STEP 1: Armed with a commercial type blue absorbent paper towel, you crack open, with a 5/16″ wrench, the small screw on the side of the LUCAS fuel injector pump. One person activates by hand the small lever pump in the fuel line; the other ensures that all the air has been purged out of the fuel injector pump and waits until a clear jet of diesel, completely free of air bubbles emerges from the pump. Stop pumping and tighten the screw. By this time, the fuel injector pump is full of diesel yet the fuel has not travelled up the copper tubing to the 4 Injector Tips/Atomizers.

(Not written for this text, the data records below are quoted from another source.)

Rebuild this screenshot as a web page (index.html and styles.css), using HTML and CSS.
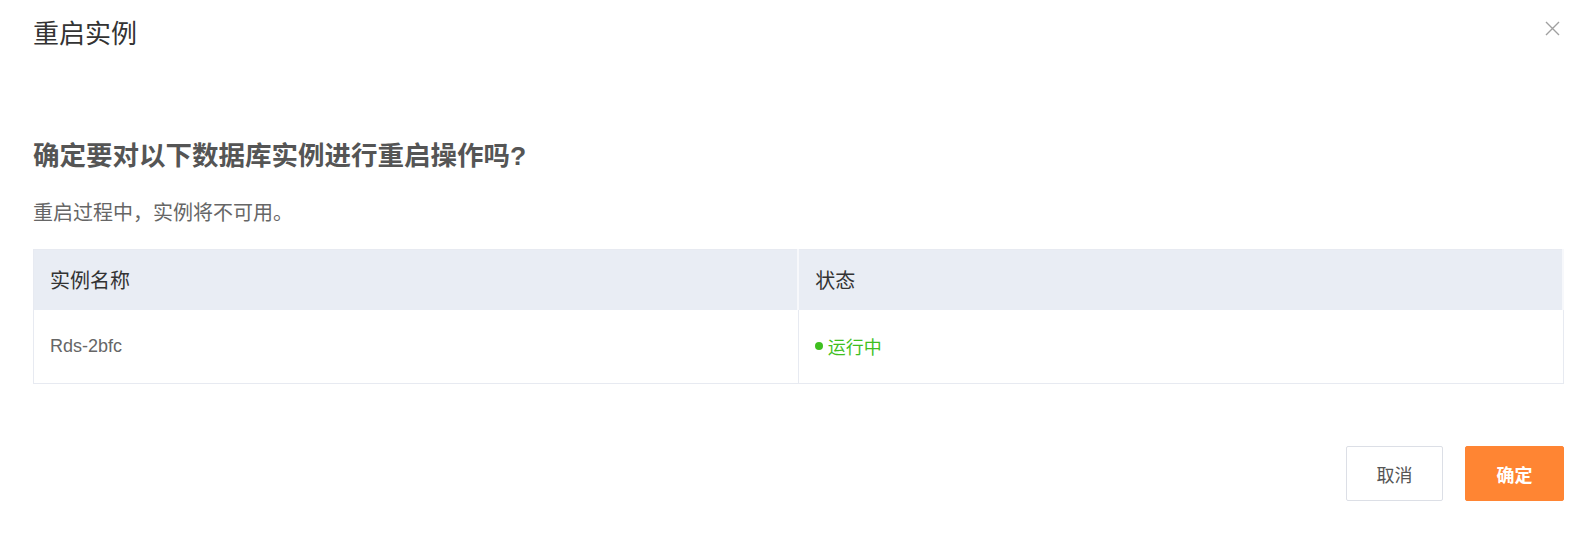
FILE: index.html
```html
<!DOCTYPE html>
<html lang="zh-CN">
<head>
  <meta charset="UTF-8">
  <meta name="viewport" content="width=device-width, initial-scale=1.0">
  <title>重启实例</title>
  <link rel="stylesheet" href="styles.css">
</head>
<body>
  <div class="dialog">
    <div class="dialog-header">
      <h2 class="dialog-title">重启实例</h2>
      <span class="close">
        <svg width="15" height="15" viewBox="0 0 15 15"><path d="M1 1L14 14M14 1L1 14" stroke="#a0a0a0" stroke-width="1.4" fill="none"/></svg>
      </span>
    </div>

    <div class="dialog-body">
      <h3 class="question">确定要对以下数据库实例进行重启操作吗?</h3>
      <p class="tip">重启过程中，实例将不可用。</p>

      <table class="list">
        <tr>
          <th>实例名称</th>
          <th>状态</th>
        </tr>
        <tr>
          <td class="name">Rds-2bfc</td>
          <td><span class="status"><i class="dot"></i>运行中</span></td>
        </tr>
      </table>
    </div>

    <div class="dialog-footer">
      <button class="btn">取消</button>
      <button class="btn primary">确定</button>
    </div>
  </div>
</body>
</html>
```

FILE: styles.css
```css
*{
  margin: 0;
  padding: 0;
  box-sizing: border-box;
}
body{
  background: #fff;
  font-family: "Liberation Sans", "Noto Sans CJK SC", sans-serif;
  color: #333;
}
.dialog{
  padding: 16px 15px 0 33px;
}
.dialog-header{
  display: flex;
  justify-content: space-between;
  align-items: flex-start;
}
.dialog-title{
  font-size: 26px;
  line-height: 36px;
  font-weight: normal;
  color: #333;
}
.close{
  margin-top: 5px;
  margin-right: 4px;
  display: block;
  line-height: 0;
}

.question{
  margin-top: 86px;
  font-size: 26.5px;
  line-height: 36px;
  font-weight: bold;
  color: #555;
}
.tip{
  margin-top: 25px;
  font-size: 20px;
  line-height: 28px;
  color: #666;
}

.list{
  margin-top: 22px;
  width: 100%;
  border-collapse: collapse;
  table-layout: fixed;
  border: 1px solid #e7eaf1;
}
.list th{
  height: 60px;
  background: #e9edf4;
  text-align: left;
  font-weight: normal;
  font-size: 20px;
  color: #333;
  padding: 0 16px;
  border-right: 2px solid #f7f8fb;
}
.list td{
  height: 74px;
  padding: 0 16px;
  font-size: 18px;
  border-right: 1px solid #e7eaf1;
}
.list .name{
  color: #666;
}
.status{
  color: #3fbf1f;
  display: inline-flex;
  align-items: center;
}
.dot{
  width: 8px;
  height: 8px;
  border-radius: 50%;
  background: #3fbf1f;
  margin-right: 5px;
}

.dialog-footer{
  display: flex;
  justify-content: flex-end;
  gap: 22px;
  margin-top: 62px;
}
.btn{
  width: 97px;
  height: 55px;
  border: 1px solid #dcdfe6;
  border-radius: 2px;
  background: #fff;
  color: #555;
  font-family: "Liberation Sans", "Noto Sans CJK SC", sans-serif;
  font-size: 18px;
}
.btn.primary{
  width: 99px;
  background: #ff8533;
  border-color: #ff8533;
  color: #fff;
  font-weight: bold;
}
```
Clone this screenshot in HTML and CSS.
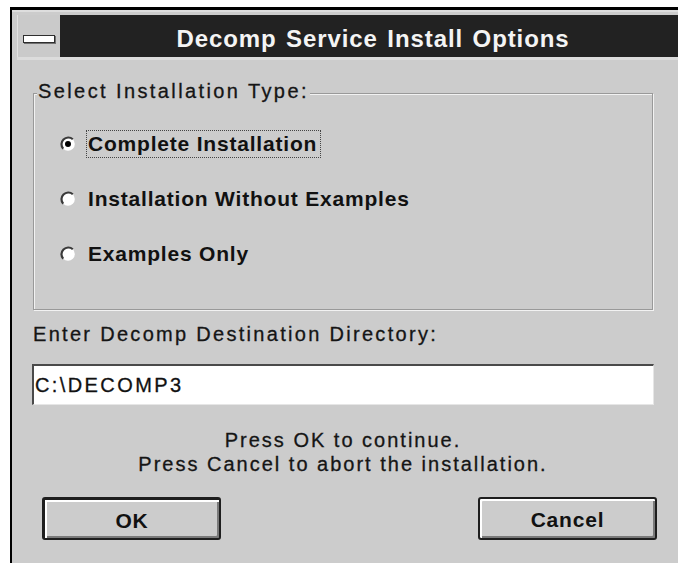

STEP 2: Crack open all 4 nuts (5/8″ wrench) holding the copper fuel lines to the Injector Tips/Atomizers; the mechanic did it by loosening only 2 of the 4 but this procedure never worked well for us. One person works the starter while the one with the wrench watches closely for fuel leaking out where the copper tubing joins the atomizers; as soon as fuel starts flowing, usually at cylinder 1 first, finger OFF the starter button and tighten nut in question. Same procedure for the 3 other cylinders; it takes less starter time with each subsequent atomizer; the engine often starts running by the time the 3rd nut has been tightened. The small manual that comes with the engine leads one to believe that, once all the air has been purged from the Injector pump, you are ready to start the engine. This was never the case for us since, as mentioned earlier, you cannot achieve enough fuel pressure with the small hand lever pump to get the diesel all the way up to the atomizers.
Hope the above will prove to be of some assistance. Guy Comeau, ex-owner of S/V #075, MALLARD, now sailing south under new name of s/v #075, NOVA STAR.